On Thursday, while channel surfing, I happened upon the movie Terror Train.
Now, this isn’t the sort of movie that anybody is likely to seek out, but still, it’s something of a classic in my mind. Made in 1980, it features Jamie Lee Curtis, who was the undisputed Scream Queen of the era, having established her slasher cred in Halloween, Prom Night and The Fog.
Terror Train revolves around six college kids who years earlier were guilty of some sort of prank that went wrong. Now, as they celebrate New Year’s and their graduation at a lame-o costume party aboard a train, they’re stalked by an unknown serial killer who is seeking revenge.
For me, the most striking thing about the movie is the presence of magician David Copperfield. I don’t know, I suppose at the time, he was imagined to be the next great superstar of the entertainment world, and so, he was pointlessly thrown on the Terror Train as the mysterious magician. He’s handsome, I suppose, but also extremely weird looking. His thick black hair looks like a woven helmet that’s been affixed to his head, and his bee-stung lips and rosy cheeks give him a kind of androgynous look. To make matters yet odder, he has these huge dark eyes that makes him look like one of those black velvet paintings of a sad girl.

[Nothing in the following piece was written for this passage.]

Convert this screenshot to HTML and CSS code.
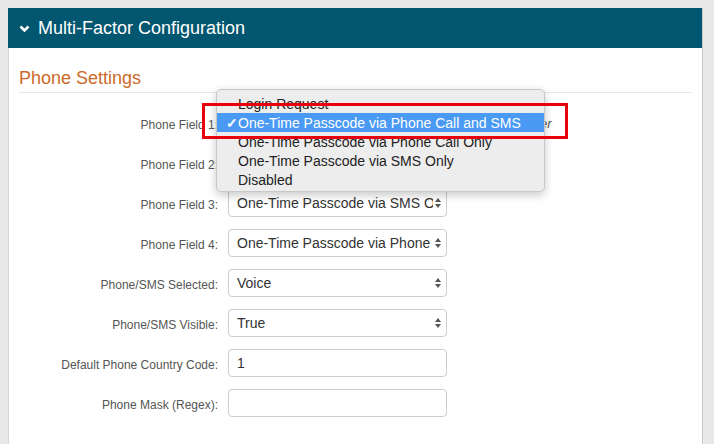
FILE: index.html
```html
<!DOCTYPE html>
<html lang="en">
<head>
  <meta charset="UTF-8">
  <title>Multi-Factor Configuration</title>
  <link rel="stylesheet" href="styles.css">
</head>
<body>
  <div class="panel">
    <div class="panel-heading">
      <svg class="chevron" width="11" height="8" viewBox="0 0 11 8"><path d="M1.5 1.5 L5.5 5.5 L9.5 1.5" fill="none" stroke="#fff" stroke-width="2.6"/></svg>
      <span>Multi-Factor Configuration</span>
    </div>
    <div class="panel-body">
      <h3 class="section-title">Phone Settings</h3>
      <div class="form-rows">
        <div class="row">
          <label>Phone Field 1:</label>
          <div class="select"><span>One-Time Passcode via Phone Call and SMS</span><svg width="6" height="10" viewBox="0 0 6 10"><polygon points="0,4 3,0 6,4" fill="#555"/><polygon points="0,6 3,10 6,6" fill="#555"/></svg></div>
          <span class="help">Primary Number</span>
        </div>
        <div class="row">
          <label>Phone Field 2:</label>
          <div class="select"><span>One-Time Passcode via Phone Call Only</span><svg width="6" height="10" viewBox="0 0 6 10"><polygon points="0,4 3,0 6,4" fill="#555"/><polygon points="0,6 3,10 6,6" fill="#555"/></svg></div>
        </div>
        <div class="row">
          <label>Phone Field 3:</label>
          <div class="select"><span>One-Time Passcode via SMS Only</span><svg width="6" height="10" viewBox="0 0 6 10"><polygon points="0,4 3,0 6,4" fill="#555"/><polygon points="0,6 3,10 6,6" fill="#555"/></svg></div>
        </div>
        <div class="row">
          <label>Phone Field 4:</label>
          <div class="select"><span>One-Time Passcode via Phone Call Only</span><svg width="6" height="10" viewBox="0 0 6 10"><polygon points="0,4 3,0 6,4" fill="#555"/><polygon points="0,6 3,10 6,6" fill="#555"/></svg></div>
        </div>
        <div class="row">
          <label>Phone/SMS Selected:</label>
          <div class="select"><span>Voice</span><svg width="6" height="10" viewBox="0 0 6 10"><polygon points="0,4 3,0 6,4" fill="#555"/><polygon points="0,6 3,10 6,6" fill="#555"/></svg></div>
        </div>
        <div class="row">
          <label>Phone/SMS Visible:</label>
          <div class="select"><span>True</span><svg width="6" height="10" viewBox="0 0 6 10"><polygon points="0,4 3,0 6,4" fill="#555"/><polygon points="0,6 3,10 6,6" fill="#555"/></svg></div>
        </div>
        <div class="row">
          <label>Default Phone Country Code:</label>
          <div class="input">1</div>
        </div>
        <div class="row">
          <label>Phone Mask (Regex):</label>
          <div class="input"></div>
        </div>
      </div>
    </div>
  </div>

  <div class="dropdown">
    <div class="option"><span class="check"></span>Login Request</div>
    <div class="option selected"><span class="check">&#10003;</span>One-Time Passcode via Phone Call and SMS</div>
    <div class="option"><span class="check"></span>One-Time Passcode via Phone Call Only</div>
    <div class="option"><span class="check"></span>One-Time Passcode via SMS Only</div>
    <div class="option"><span class="check"></span>Disabled</div>
  </div>
  <div class="callout"></div>
</body>
</html>
```

FILE: styles.css
```css
body {
  margin: 8px 0 0 8px;
  background-color: #e8e8e8;
  font-family: 'Liberation Sans', Arial, sans-serif;
  overflow: hidden;
}
.panel {
  width: 695px;
  height: 436px;
  background-color: #fff;
  border-left: 1px solid #d6d6d6;
  border-right: 1px solid #c9c9c9;
  box-sizing: border-box;
}
.panel-heading {
  display: flex;
  align-items: center;
  height: 40px;
  margin-left: -1px;
  padding-left: 11px;
  background-color: #02566f;
  color: #fff;
  font-size: 18px;
}
.chevron {
  margin-right: 8px;
  margin-top: 1px;
}
.panel-body {
  padding: 18px 10px 0 10px;
}
.section-title {
  margin: 0;
  padding-bottom: 2px;
  font-size: 18px;
  font-weight: normal;
  line-height: 24px;
  color: #cc6a2a;
  border-bottom: 1px solid #e6e6e6;
}
.form-rows {
  display: flex;
  flex-direction: column;
  gap: 12px;
  margin-top: 16px;
}
.row {
  display: flex;
  align-items: center;
  height: 28px;
}
.row label {
  width: 199px;
  margin-right: 10px;
  text-align: right;
  font-size: 12px;
  color: #555;
  padding-top: 3px;
}
.select, .input {
  display: flex;
  align-items: center;
  justify-content: space-between;
  width: 219px;
  height: 28px;
  box-sizing: border-box;
  padding: 0 5px 0 8px;
  border: 1px solid #ccc;
  border-radius: 4px;
  font-size: 14px;
  color: #333;
}
.select span {
  white-space: nowrap;
  overflow: hidden;
  width: 196px;
}
.select svg {
  flex-shrink: 0;
}
.help {
  margin-left: 10px;
  font-size: 13px;
  font-style: italic;
  color: #555;
}
.dropdown {
  position: absolute;
  left: 216px;
  top: 89px;
  width: 329px;
  height: 103px;
  box-sizing: border-box;
  padding-top: 4px;
  background-color: #ededed;
  border: 1px solid #c8c8c8;
  border-radius: 5px;
  box-shadow: 0 3px 10px rgba(0, 0, 0, 0.22);
}
.option {
  display: flex;
  align-items: center;
  height: 19px;
  padding-left: 9px;
  font-size: 14px;
  color: #222;
}
.option.selected {
  background-color: #4a9af4;
  color: #fff;
}
.check {
  width: 12px;
  font-size: 14px;
  font-weight: bold;
}
.callout {
  position: absolute;
  left: 202px;
  top: 103px;
  width: 366px;
  height: 36px;
  box-sizing: border-box;
  border: 3px solid #e8000b;
}
```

No matter, he gets a sword in the head.
Of course, the reason to watch Terror Train is not just to see David Copperfield receive his just desserts, but to see Jamie Lee Curtis. Like Copperfield, but also very unlike Copperfield, Jamie Lee Curtis is also kind of odd and androgynous looking. She has a long, narrow face and the slim body of a teenaged boy. She’s not gorgeous in an overtly feminine way, but looks more like a tomboy, the girl you grew up next door to, but never actually noticed.
But then, POW!!!
Suddenly, she’d developed this body that simply would not quit! (There is an entire generation of boys who have the scene in Trading Places when she takes off her top, burned brilliantly into their imagination).
Horror films are really all about the messy passage through puberty to sexual maturity. Jamie Lee Curtis, who we initially hardly even notice, fights off monsters and gets covered in blood, before emerging, sadder and wiser, as a full-fledged woman who has once and for all, left childish things, and her innocence behind.